■ **Material**

※ ※ ※

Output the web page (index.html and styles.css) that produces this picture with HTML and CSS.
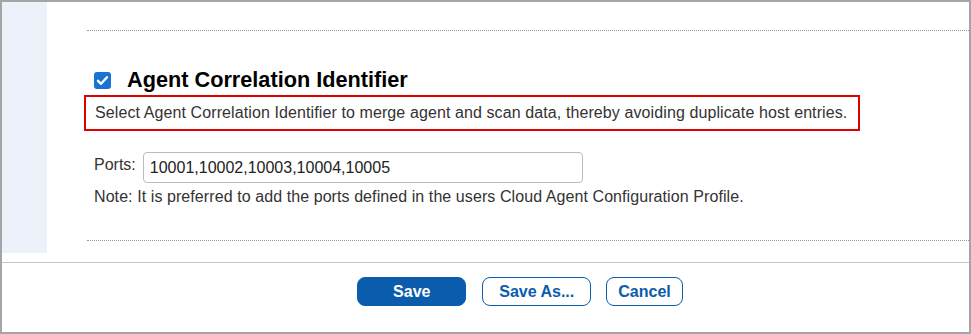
FILE: index.html
```html
<!DOCTYPE html>
<html>
<head>
<meta charset="utf-8">
<link rel="stylesheet" href="styles.css">
</head>
<body>
<div class="frame">
  <div class="upper">
    <div class="sidebar"></div>
    <div class="content">
      <div class="section">
        <div class="heading-row">
          <span class="checkbox">
            <svg width="17" height="17" viewBox="0 0 17 17"><path d="M4 8.8 L7 11.8 L13 5.2" fill="none" stroke="#fff" stroke-width="2.4" stroke-linecap="round" stroke-linejoin="round"/></svg>
          </span>
          <h2 class="heading">Agent Correlation Identifier</h2>
        </div>
        <div class="desc">Select Agent Correlation Identifier to merge agent and scan data, thereby avoiding duplicate host entries.</div>
        <div class="ports-row">
          <label class="ports-label">Ports:</label>
          <input class="ports-input" type="text" value="10001,10002,10003,10004,10005">
        </div>
        <div class="note">Note: It is preferred to add the ports defined in the users Cloud Agent Configuration Profile.</div>
      </div>
    </div>
  </div>
  <div class="footer">
    <button class="btn btn-primary">Save</button>
    <button class="btn btn-outline">Save As...</button>
    <button class="btn btn-outline btn-cancel">Cancel</button>
  </div>
</div>
</body>
</html>
```
FILE: styles.css
```css
* { box-sizing: border-box; }
html, body { margin: 0; padding: 0; background: #fff; }
body { font-family: "Liberation Sans", Arial, sans-serif; color: #333; }

.frame {
  width: 971px;
  height: 334px;
  border: 2px solid #a5a5a5;
  display: flex;
  flex-direction: column;
}

.upper {
  display: flex;
  height: 260px;
}

.sidebar {
  width: 45px;
  height: 251px;
  background: #edf2fa;
  flex: none;
}

.content {
  flex: 1;
  padding: 28px 0 0 40px;
}

.section {
  border-top: 1px dotted #999;
  border-bottom: 1px dotted #999;
  padding: 37px 0 34px 7px;
}

.heading-row {
  display: flex;
  align-items: center;
  height: 24px;
}

.checkbox {
  width: 17px;
  height: 17px;
  border-radius: 3px;
  background: #1873d3;
  display: flex;
  margin-right: 16px;
  flex: none;
}

.heading {
  margin: 0;
  font-size: 21.7px;
  line-height: 24px;
  font-weight: bold;
  color: #000;
}

.desc {
  display: inline-block;
  margin: 3px 0 0 -10px;
  border: 2px solid #e00000;
  padding: 6px 11px 6px 9px;
  font-size: 16px;
  line-height: 20px;
  letter-spacing: 0.1px;
  color: #333;
  white-space: nowrap;
}

.ports-row {
  display: flex;
  align-items: flex-start;
  margin-top: 21px;
}

.ports-label {
  font-size: 16px;
  line-height: 18px;
  padding-top: 4px;
  margin-right: 7px;
  color: #333;
}

.ports-input {
  width: 440px;
  height: 31px;
  border: 1px solid #bbb;
  border-radius: 4px;
  padding: 0 6px;
  font-family: "Liberation Sans", Arial, sans-serif;
  font-size: 16px;
  color: #222;
  margin: 0;
  outline: none;
}

.note {
  margin-top: 5px;
  font-size: 16px;
  line-height: 18px;
  letter-spacing: 0.08px;
  color: #333;
}

.footer {
  flex: 1;
  border-top: 1px solid #c8c8c8;
  display: flex;
  justify-content: center;
  align-items: flex-start;
  gap: 16px;
  padding: 14px 0 0 69px;
}

.btn {
  height: 29px;
  border-radius: 8px;
  font-family: "Liberation Sans", Arial, sans-serif;
  font-size: 16px;
  font-weight: bold;
  padding: 0 16px;
  cursor: pointer;
  margin: 0;
}

.btn-primary {
  width: 109px;
  background: #0b5cad;
  border: 1px solid #0b5cad;
  color: #fff;
}

.btn-outline {
  background: #fff;
  border: 1px solid #0b5cad;
  color: #0b5cad;
}

.btn-cancel {
  padding: 0 11px;
  margin-left: -1px;
}
```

※ ※ ※

■ **Objective**
Every line above should be returned word for word, with the pictures left behind.

■ **Right answer**
Output the web page (index.html and styles.css) that produces this picture with HTML and CSS.
FILE: index.html
```html
<!DOCTYPE html>
<html>
<head>
<meta charset="utf-8">
<link rel="stylesheet" href="styles.css">
</head>
<body>
<div class="frame">
  <div class="upper">
    <div class="sidebar"></div>
    <div class="content">
      <div class="section">
        <div class="heading-row">
          <span class="checkbox">
            <svg width="17" height="17" viewBox="0 0 17 17"><path d="M4 8.8 L7 11.8 L13 5.2" fill="none" stroke="#fff" stroke-width="2.4" stroke-linecap="round" stroke-linejoin="round"/></svg>
          </span>
          <h2 class="heading">Agent Correlation Identifier</h2>
        </div>
        <div class="desc">Select Agent Correlation Identifier to merge agent and scan data, thereby avoiding duplicate host entries.</div>
        <div class="ports-row">
          <label class="ports-label">Ports:</label>
          <input class="ports-input" type="text" value="10001,10002,10003,10004,10005">
        </div>
        <div class="note">Note: It is preferred to add the ports defined in the users Cloud Agent Configuration Profile.</div>
      </div>
    </div>
  </div>
  <div class="footer">
    <button class="btn btn-primary">Save</button>
    <button class="btn btn-outline">Save As...</button>
    <button class="btn btn-outline btn-cancel">Cancel</button>
  </div>
</div>
</body>
</html>
```
FILE: styles.css
```css
* { box-sizing: border-box; }
html, body { margin: 0; padding: 0; background: #fff; }
body { font-family: "Liberation Sans", Arial, sans-serif; color: #333; }

.frame {
  width: 971px;
  height: 334px;
  border: 2px solid #a5a5a5;
  display: flex;
  flex-direction: column;
}

.upper {
  display: flex;
  height: 260px;
}

.sidebar {
  width: 45px;
  height: 251px;
  background: #edf2fa;
  flex: none;
}

.content {
  flex: 1;
  padding: 28px 0 0 40px;
}

.section {
  border-top: 1px dotted #999;
  border-bottom: 1px dotted #999;
  padding: 37px 0 34px 7px;
}

.heading-row {
  display: flex;
  align-items: center;
  height: 24px;
}

.checkbox {
  width: 17px;
  height: 17px;
  border-radius: 3px;
  background: #1873d3;
  display: flex;
  margin-right: 16px;
  flex: none;
}

.heading {
  margin: 0;
  font-size: 21.7px;
  line-height: 24px;
  font-weight: bold;
  color: #000;
}

.desc {
  display: inline-block;
  margin: 3px 0 0 -10px;
  border: 2px solid #e00000;
  padding: 6px 11px 6px 9px;
  font-size: 16px;
  line-height: 20px;
  letter-spacing: 0.1px;
  color: #333;
  white-space: nowrap;
}

.ports-row {
  display: flex;
  align-items: flex-start;
  margin-top: 21px;
}

.ports-label {
  font-size: 16px;
  line-height: 18px;
  padding-top: 4px;
  margin-right: 7px;
  color: #333;
}

.ports-input {
  width: 440px;
  height: 31px;
  border: 1px solid #bbb;
  border-radius: 4px;
  padding: 0 6px;
  font-family: "Liberation Sans", Arial, sans-serif;
  font-size: 16px;
  color: #222;
  margin: 0;
  outline: none;
}

.note {
  margin-top: 5px;
  font-size: 16px;
  line-height: 18px;
  letter-spacing: 0.08px;
  color: #333;
}

.footer {
  flex: 1;
  border-top: 1px solid #c8c8c8;
  display: flex;
  justify-content: center;
  align-items: flex-start;
  gap: 16px;
  padding: 14px 0 0 69px;
}

.btn {
  height: 29px;
  border-radius: 8px;
  font-family: "Liberation Sans", Arial, sans-serif;
  font-size: 16px;
  font-weight: bold;
  padding: 0 16px;
  cursor: pointer;
  margin: 0;
}

.btn-primary {
  width: 109px;
  background: #0b5cad;
  border: 1px solid #0b5cad;
  color: #fff;
}

.btn-outline {
  background: #fff;
  border: 1px solid #0b5cad;
  color: #0b5cad;
}

.btn-cancel {
  padding: 0 11px;
  margin-left: -1px;
}
```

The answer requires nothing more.